## begin

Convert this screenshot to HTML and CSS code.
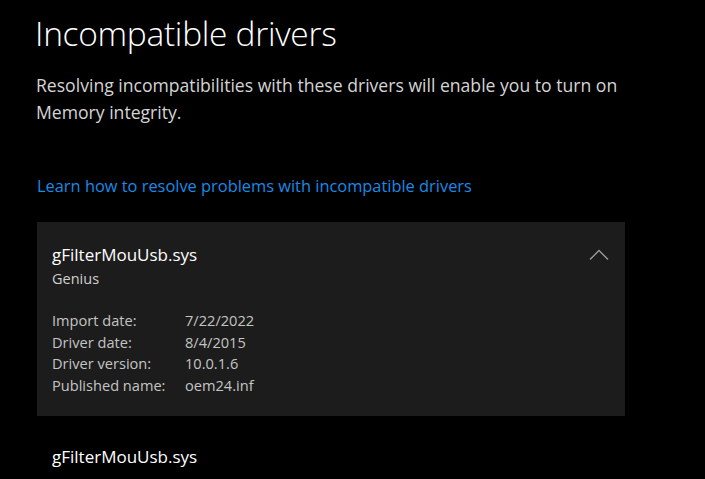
FILE: index.html
```html
<!DOCTYPE html>
<html lang="en">
<head>
    <meta charset="UTF-8">
    <title>Incompatible drivers</title>
    <link rel="stylesheet" href="styles.css">
</head>
<body>
    <h1 class="title">Incompatible drivers</h1>
    <p class="desc">Resolving incompatibilities with these drivers will enable you to turn on Memory integrity.</p>

    <a class="link" href="#">Learn how to resolve problems with incompatible drivers</a>

    <div class="card open">
        <div class="card-head">
            <div>
                <div class="drv-name">gFilterMouUsb.sys</div>
                <div class="drv-vendor">Genius</div>
            </div>
            <svg class="chevron" width="20" height="12" viewBox="0 0 20 12">
                <path d="M1 10.5 L10 1.5 L19 10.5" fill="none" stroke="#9a9a9a" stroke-width="1.4"/>
            </svg>
        </div>
        <div class="details">
            <span>Import date:</span><span>7/22/2022</span>
            <span>Driver date:</span><span>8/4/2015</span>
            <span>Driver version:</span><span>10.0.1.6</span>
            <span>Published name:</span><span>oem24.inf</span>
        </div>
    </div>

    <div class="card">
        <div class="drv-name">gFilterMouUsb.sys</div>
    </div>
</body>
</html>
```

FILE: styles.css
```css
body {
    margin: 0;
    padding: 0 35px;
    background: #000;
    color: #fff;
    font-family: "Open Sans", "Noto Sans", sans-serif;
    overflow: hidden;
}
.title {
    margin: 0;
    padding-top: 10px;
    font-size: 33.5px;
    font-weight: 300;
    line-height: 46px;
    letter-spacing: -0.3px;
}
.desc {
    margin: 16px 0 0 1px;
    width: 620px;
    font-size: 17.6px;
    line-height: 27px;
    color: #d4d4d4;
}
.link {
    display: block;
    margin: 48px 0 0 2px;
    font-size: 16.4px;
    color: #1a8ae5;
    text-decoration: none;
}
.card {
    margin: 8px 0 0 2px;
    width: 588px;
    padding: 20px 15px 0;
    box-sizing: border-box;
}
.card.open {
    background: #1c1c1c;
    height: 194px;
    margin-top: 25px;
}
.card-head {
    display: flex;
    justify-content: space-between;
}
.chevron {
    margin: 7px 1px 0 0;
}
.drv-name {
    font-size: 17px;
    line-height: 26px;
}
.drv-vendor {
    font-size: 14.5px;
    line-height: 22px;
    color: #cfcfcf;
}
.details {
    margin-top: 20px;
    display: grid;
    grid-template-columns: 133px auto;
    font-size: 14.6px;
    line-height: 21.7px;
    color: #c4c4c4;
}
```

## end

▸ WHAT IS NEEDED
Strip out the pictures and quote the remaining data word for word.

▸ FINISHED TASK
Convert this screenshot to HTML and CSS code.
FILE: index.html
```html
<!DOCTYPE html>
<html lang="en">
<head>
    <meta charset="UTF-8">
    <title>Incompatible drivers</title>
    <link rel="stylesheet" href="styles.css">
</head>
<body>
    <h1 class="title">Incompatible drivers</h1>
    <p class="desc">Resolving incompatibilities with these drivers will enable you to turn on Memory integrity.</p>

    <a class="link" href="#">Learn how to resolve problems with incompatible drivers</a>

    <div class="card open">
        <div class="card-head">
            <div>
                <div class="drv-name">gFilterMouUsb.sys</div>
                <div class="drv-vendor">Genius</div>
            </div>
            <svg class="chevron" width="20" height="12" viewBox="0 0 20 12">
                <path d="M1 10.5 L10 1.5 L19 10.5" fill="none" stroke="#9a9a9a" stroke-width="1.4"/>
            </svg>
        </div>
        <div class="details">
            <span>Import date:</span><span>7/22/2022</span>
            <span>Driver date:</span><span>8/4/2015</span>
            <span>Driver version:</span><span>10.0.1.6</span>
            <span>Published name:</span><span>oem24.inf</span>
        </div>
    </div>

    <div class="card">
        <div class="drv-name">gFilterMouUsb.sys</div>
    </div>
</body>
</html>
```

FILE: styles.css
```css
body {
    margin: 0;
    padding: 0 35px;
    background: #000;
    color: #fff;
    font-family: "Open Sans", "Noto Sans", sans-serif;
    overflow: hidden;
}
.title {
    margin: 0;
    padding-top: 10px;
    font-size: 33.5px;
    font-weight: 300;
    line-height: 46px;
    letter-spacing: -0.3px;
}
.desc {
    margin: 16px 0 0 1px;
    width: 620px;
    font-size: 17.6px;
    line-height: 27px;
    color: #d4d4d4;
}
.link {
    display: block;
    margin: 48px 0 0 2px;
    font-size: 16.4px;
    color: #1a8ae5;
    text-decoration: none;
}
.card {
    margin: 8px 0 0 2px;
    width: 588px;
    padding: 20px 15px 0;
    box-sizing: border-box;
}
.card.open {
    background: #1c1c1c;
    height: 194px;
    margin-top: 25px;
}
.card-head {
    display: flex;
    justify-content: space-between;
}
.chevron {
    margin: 7px 1px 0 0;
}
.drv-name {
    font-size: 17px;
    line-height: 26px;
}
.drv-vendor {
    font-size: 14.5px;
    line-height: 22px;
    color: #cfcfcf;
}
.details {
    margin-top: 20px;
    display: grid;
    grid-template-columns: 133px auto;
    font-size: 14.6px;
    line-height: 21.7px;
    color: #c4c4c4;
}
```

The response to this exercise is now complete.